SASS

The Society for the Advancement of Scandinavian Studies is an American scholarly organization that mainly does two things: publishes the journal Scandinavian Studies and organizes the annual SASS conference. This year the conference will be in Salt Lake City, because one of the most active academic departments in the country for Scandinavian Studies is Bringham Young University in Utah. Although the university and most of the professors there are mormon, the conference will not be a non-alcoholic conference. Which is a good thing, since it is really the social aspect of the conference that makes it so great; reconnecting with old class mates and colleagues who are flung across this vast country. It is a small enough community of scholars that we do, generally speaking, get to know one another, especially if one goes to this conference regularly, which is fairly intimate by academic conference standards (smaller than the Saga Conference in my experience). The quality of the papers is rather uneven, and because Scandinavian Studies in the U.S. covers everything from Old Norse mythology to Henning Mankell crime novels, one is usually hard pressed to find a paper that deals with an issue one is genuinely invested in. Rather it is a bunch of things that are good to hear a little bit about, but nothing that will profoundly shape one's academic thinking. 

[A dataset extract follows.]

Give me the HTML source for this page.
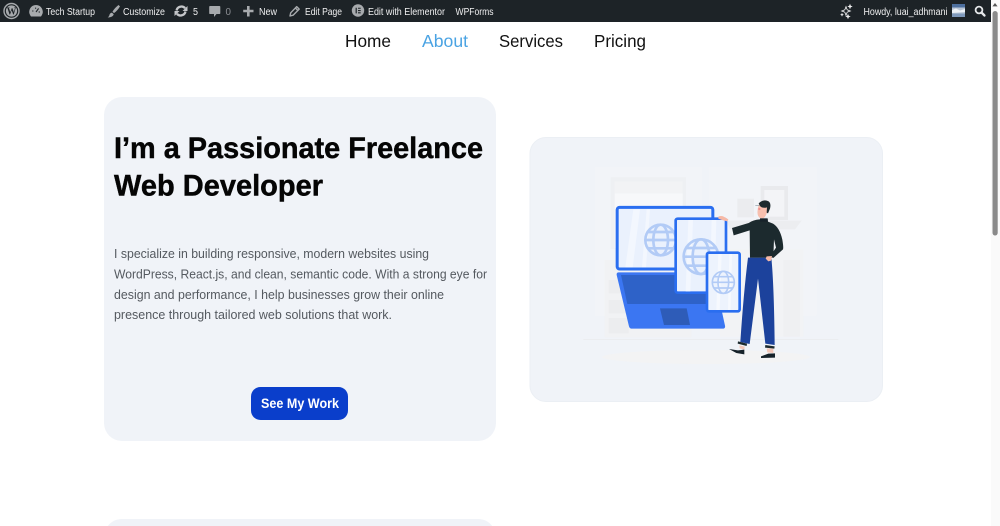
<!DOCTYPE html>
<html lang="en">
<head>
<meta charset="utf-8">
<title>Tech Startup</title>
<style>
html,body{margin:0;padding:0;width:1000px;height:526px;overflow:hidden;background:#fff}
svg{display:block}
text{font-family:"Liberation Sans",sans-serif}
.a{font-size:9.800px;fill:#f0f0f1}
.n{font-size:17.500px;fill:#111}
.b{font-size:13px;fill:#54595f}
.h{font-size:29.500px;font-weight:700;fill:#050505;stroke:#050505;stroke-width:.45px}
.ic{fill:#a7aaad}
</style>
</head>
<body>
<svg width="1000" height="526" viewBox="0 0 1000 526" xmlns="http://www.w3.org/2000/svg">
<defs><filter id="soft" x="-5%" y="-5%" width="110%" height="110%"><feGaussianBlur stdDeviation="1.1"/></filter></defs>
<rect width="1000" height="526" fill="#fff"/>

<!-- admin bar -->
<rect width="991" height="22" fill="#1d2327"/>
<circle cx="11.500" cy="11" r="7.500" fill="none" stroke="#a7aaad" stroke-width="1.400"/>
<circle cx="11.500" cy="11" r="5.600" fill="#a7aaad"/>
<text x="6.700" y="14.700" style="font-family:'Liberation Serif',serif;font-size:11px;font-weight:700;fill:#1d2327" textLength="9.600" lengthAdjust="spacingAndGlyphs">W</text>

<path class="ic" d="M36 5a6.800 6.800 0 0 1 5.800 10.300l-.8 1.200h-10l-.8-1.200A6.800 6.800 0 0 1 36 5z"/>
<path d="M36 12l2.600-3.600M32.200 11h1.200M38.600 12h1.400M35.600 7.600v1.200" stroke="#1d2327" stroke-width="1.100" fill="none"/>
<text class="a" x="46" y="15" textLength="49" lengthAdjust="spacingAndGlyphs">Tech Startup</text>

<path class="ic" d="M118.500 5l1.500 1.400c-1.600 2.700-3.600 5-6 6.700l-1.500-1.500c1.600-2.500 3.600-4.800 6-6.600zM112 12.600l1.700 1.700c-.5 2-2.500 3.100-6 3.200 1.300-.9 1.600-1.800 1.800-2.700.2-1.200 1.200-2 2.500-2.200z"/>
<text class="a" x="123" y="15" textLength="42" lengthAdjust="spacingAndGlyphs">Customize</text>

<path d="M176.500 10.500a5 5 0 0 1 8.600-2.300M185.500 11.500a5 5 0 0 1-8.600 2.300" fill="none" stroke="#c4c6c9" stroke-width="2.300"/>
<path d="M187.500 6v5h-5zM174.500 16v-5h5z" fill="#c4c6c9"/>
<text class="a" x="193" y="15" textLength="5" lengthAdjust="spacingAndGlyphs">5</text>

<path class="ic" d="M210 6h9.500a.8.8 0 0 1 .8.800v6.400a.8.8 0 0 1-.8.800h-3l-2.500 3v-3h-4a.8.8 0 0 1-.8-.8V6.800A.8.8 0 0 1 210 6z"/>
<text x="225.500" y="15" style="font-size:9.800px;fill:#8c8f94" textLength="5.500">0</text>

<path class="ic" d="M247 6h2.600v3.700h3.900v2.600h-3.900V16.500H247v-4.200h-3.800V9.700H247z"/>
<text class="a" x="259" y="15" textLength="18" lengthAdjust="spacingAndGlyphs">New</text>

<path d="M290 16l.7-3.200 6-6.200 2.500 2.500-6.100 6.100zM295.400 8l2.500 2.500" fill="none" stroke="#a7aaad" stroke-width="1.400" stroke-linejoin="round"/>
<text class="a" x="305" y="15" textLength="37" lengthAdjust="spacingAndGlyphs">Edit Page</text>

<circle cx="358" cy="10.500" r="6.200" fill="#a7aaad"/>
<path d="M355.600 7.700h1.200v5.700h-1.200zM358 7.700h2.700v1.100H358zM358 10h2.700v1.100H358zM358 12.300h2.700v1.100H358z" fill="#1d2327"/>
<text class="a" x="368" y="15" textLength="77" lengthAdjust="spacingAndGlyphs">Edit with Elementor</text>
<text class="a" x="455.500" y="15" textLength="38" lengthAdjust="spacingAndGlyphs">WPForms</text>

<path d="M846 5.500l1.500 4 4 1.500-4 1.500-1.500 4-1.500-4-4-1.500 4-1.500z" fill="#f0f0f1"/>
<path d="M846 8l.9 2.100 2.100.9-2.100.9-.9 2.100-.9-2.100-2.100-.9 2.100-.9z" fill="#1d2327"/>
<path d="M850 3.800l.8 1.900 1.900.8-1.900.8-.8 1.900-.8-1.900-1.900-.8 1.900-.8zM848 13.800l.8 1.900 1.900.8-1.900.8-.8 1.900-.8-1.900-1.900-.8 1.900-.8zM842 12.800l.6 1.300 1.300.6-1.300.6-.6 1.300-.6-1.300-1.300-.6 1.300-.6z" fill="#f0f0f1"/>
<text class="a" x="863.500" y="15" textLength="84" lengthAdjust="spacingAndGlyphs">Howdy, luai_adhmani</text>

<rect x="952" y="4" width="13" height="13" fill="#b9c6d6"/>
<rect x="952" y="4" width="13" height="3.500" fill="#4d6f9e"/>
<path d="M952 10l4-1.500 4 2 5-1.500v3l-13 1z" fill="#eef2f6"/>
<rect x="952" y="13.500" width="13" height="3.500" fill="#7f99bb"/>

<circle cx="979" cy="10" r="3.400" fill="none" stroke="#e6e8ea" stroke-width="1.800"/>
<path d="M981.500 12.500l3 3" stroke="#e6e8ea" stroke-width="2.300" stroke-linecap="round"/>

<!-- scrollbar -->
<rect x="991" y="0" width="9" height="526" fill="#fafafa"/>
<path d="M995 3l2.600 3.400h-5.200z" fill="#555"/>
<rect x="992.500" y="11" width="5.200" height="224.500" rx="2.600" fill="#8a8a8a"/>

<!-- nav -->
<text class="n" x="345" y="47" textLength="46" lengthAdjust="spacingAndGlyphs">Home</text>
<text class="n" x="422" y="47" textLength="46" lengthAdjust="spacingAndGlyphs" style="fill:#4aa3e3">About</text>
<text class="n" x="499" y="47" textLength="64" lengthAdjust="spacingAndGlyphs">Services</text>
<text class="n" x="594" y="47" textLength="52" lengthAdjust="spacingAndGlyphs">Pricing</text>

<!-- card 1 -->
<rect x="104" y="97" width="392" height="344" rx="18" fill="#f0f3f8"/>
<text class="h" x="114" y="158" textLength="369" lengthAdjust="spacingAndGlyphs">I’m a Passionate Freelance</text>
<text class="h" x="114" y="195.500" textLength="209" lengthAdjust="spacingAndGlyphs">Web Developer</text>
<text class="b" x="114" y="258" textLength="315" lengthAdjust="spacingAndGlyphs">I specialize in building responsive, modern websites using</text>
<text class="b" x="114" y="278.500" textLength="373" lengthAdjust="spacingAndGlyphs">WordPress, React.js, and clean, semantic code. With a strong eye for</text>
<text class="b" x="114" y="299" textLength="330" lengthAdjust="spacingAndGlyphs">design and performance, I help businesses grow their online</text>
<text class="b" x="114" y="319" textLength="278" lengthAdjust="spacingAndGlyphs">presence through tailored web solutions that work.</text>
<rect x="251" y="387" width="97" height="33" rx="9.500" fill="#0a3ecb"/>
<text x="261" y="408" textLength="78" lengthAdjust="spacingAndGlyphs" style="font-size:14px;font-weight:700;fill:#fff">See My Work</text>

<!-- card 3 peek -->
<path d="M107.800 526A18 18 0 0 1 122 519H478A18 18 0 0 1 492.200 526Z" fill="#f0f3f8"/>

<!-- card 2 -->
<rect x="530" y="137.500" width="352.500" height="264" rx="16" fill="#f0f3f8" stroke="#ebeff4"/>

<!-- illustration -->
<g transform="translate(570 160) scale(.33333)" filter="url(#soft)">
  <!-- faint background -->
  <rect x="74" y="20" width="322" height="448" rx="6" fill="#f2f4f8"/>
  <rect x="416" y="20" width="324" height="448" rx="6" fill="#f2f4f8"/>
  <rect x="122" y="52" width="226" height="215" fill="#eef0f3"/>
  <rect x="134" y="64" width="204" height="36" fill="#f2f3f5"/>
  <rect x="134" y="100" width="204" height="165" fill="#f7f8fa"/>
  <rect x="572" y="78" width="82" height="102" fill="#e9eaed"/>
  <rect x="583" y="90" width="60" height="80" fill="#f3f4f7"/>
  <rect x="502" y="116" width="50" height="56" fill="#ebecef"/>
  <path d="M470 182h225l-20 26H480z" fill="#ecedf0"/>
  <rect x="104" y="300" width="260" height="232" fill="#f1f2f4"/>
  <rect x="116" y="360" width="40" height="40" fill="#ecedef"/>
  <rect x="116" y="420" width="60" height="40" fill="#ecedef"/>
  <rect x="116" y="474" width="60" height="46" fill="#ecedef"/>
  <rect x="450" y="268" width="250" height="262" fill="#f2f3f5"/>
  <rect x="640" y="300" width="50" height="230" fill="#eff0f2"/>
  <rect x="40" y="537" width="765" height="3" fill="#ebedf0"/>
  <ellipse cx="408" cy="591" rx="312" ry="21" fill="#f3f3f4"/>

  <!-- laptop -->
  <path d="M146 337h284l35 160q2 9-8 9H186q-7 0-9-7L140 345q-1-8 6-8z" fill="#3a76f2"/>
  <path d="M153 345h262l8 87H172z" fill="#2f62c8"/>
  <path d="M270 445h80l10 50h-78z" fill="#2d5bb8"/>
  <rect x="141.500" y="142" width="287" height="185" rx="7" fill="#eaf1fd" stroke="#2a6ef0" stroke-width="9"/>
  <path d="M190 148l-24 174h22l22-174zM230 148l-14 174h12l12-174z" fill="#f3f7fe"/>
  <g fill="none" stroke="#b2cbf6" stroke-width="8">
    <circle cx="272" cy="240" r="46"/><ellipse cx="272" cy="240" rx="22" ry="46"/>
    <path d="M232 216h80M226 240h92M232 265h80"/>
  </g>

  <!-- tablet -->
  <rect x="317" y="176" width="151" height="222" rx="6" fill="#eaf1fd" stroke="#2a6ef0" stroke-width="8"/>
  <path d="M355 180l-8 214h14l8-214zM425 180l-6 214h14l6-214z" fill="#f3f7fe"/>
  <g fill="none" stroke="#b2cbf6" stroke-width="8">
    <circle cx="393" cy="290" r="52"/><ellipse cx="393" cy="290" rx="25" ry="52"/>
    <path d="M348 264h90M341 290h104M348 317h90"/>
  </g>

  <!-- phone -->
  <rect x="411" y="278" width="98" height="176" rx="6" fill="#edf3fd" stroke="#2a6ef0" stroke-width="8"/>
  <path d="M445 282l-6 168h10l6-168zM478 282l-4 168h8l4-168z" fill="#f6f9fe"/>
  <g fill="none" stroke="#b2cbf6" stroke-width="5">
    <circle cx="460" cy="367" r="33"/><ellipse cx="460" cy="367" rx="16" ry="33"/>
    <path d="M432 350h56M427 367h66M432 384h56"/>
  </g>

  <!-- person -->
  <path d="M445 170q8-4 16 0l14 8-3 6-16-4-11-4z" fill="#f6b9a6"/>
  <path d="M534 293h70q8 80 10 262l-28-4-22-195-25 196-28-6q10-150 23-253z" fill="#1c429c"/>
  <path d="M504 544l27 7-1 7-27-7zM586 555l28 4-1 7-28-3z" fill="#1f2a2e"/>
  <path d="M508 556l16 4-1 9-14-4zM590 565l20 1 0 13-18-2z" fill="#f3c8ba"/>
  <path d="M477 567l27 4 19-2 0 14-24-4zM573 589l22-8 20-1 0 13-42 1z" fill="#15202a"/>
  <path d="M569 178l24-1 1 8 15 6q20 12 28 48 4 24 2 29l-29 26-7-9 15-22-6-25-2 55h-70l-1-82-48 15-5-22 50-15q14-10 33-11z" fill="#1f2a2e"/>
  <path d="M590 289l16-1-3 14-8 2-8-8z" fill="#f6b9a6"/>
  <path d="M566 135q10-12 24-6 6 10 2 24-2 14-12 22-14 2-17-12-2-12 3-28z" fill="#f7bfae"/>
  <path d="M566 130q14-14 30-6 8 6 4 22l-6 14-4-2 1-16q-14 4-21-4z" fill="#1f2a2e"/>
  <circle cx="568" cy="147" r="3.500" fill="#f08f8f"/>
  <path d="M556 136h12" stroke="#8d9aa3" stroke-width="2"/>
  <path d="M570 175h23v10h-23z" fill="#18242a"/>
</g>
</svg>
</body>
</html>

My friend Amanda always looks forward to SASS much more than I do, because she knows almost everyone in the field and is really excited to see all her friends and colleagues. I know fewer people (unless they went to Berkeley), and tend to find conferences valuable only in so much as I learn something applicable to my own research. But still I guess it will be fun. 

At least I know Ghant will be there, who specializes in Scandinavian Jewish authors, and I can ask him how he has enjoyed having to teach a class about the Vikings. Such is the nature of Scandinavian Studies in the U.S.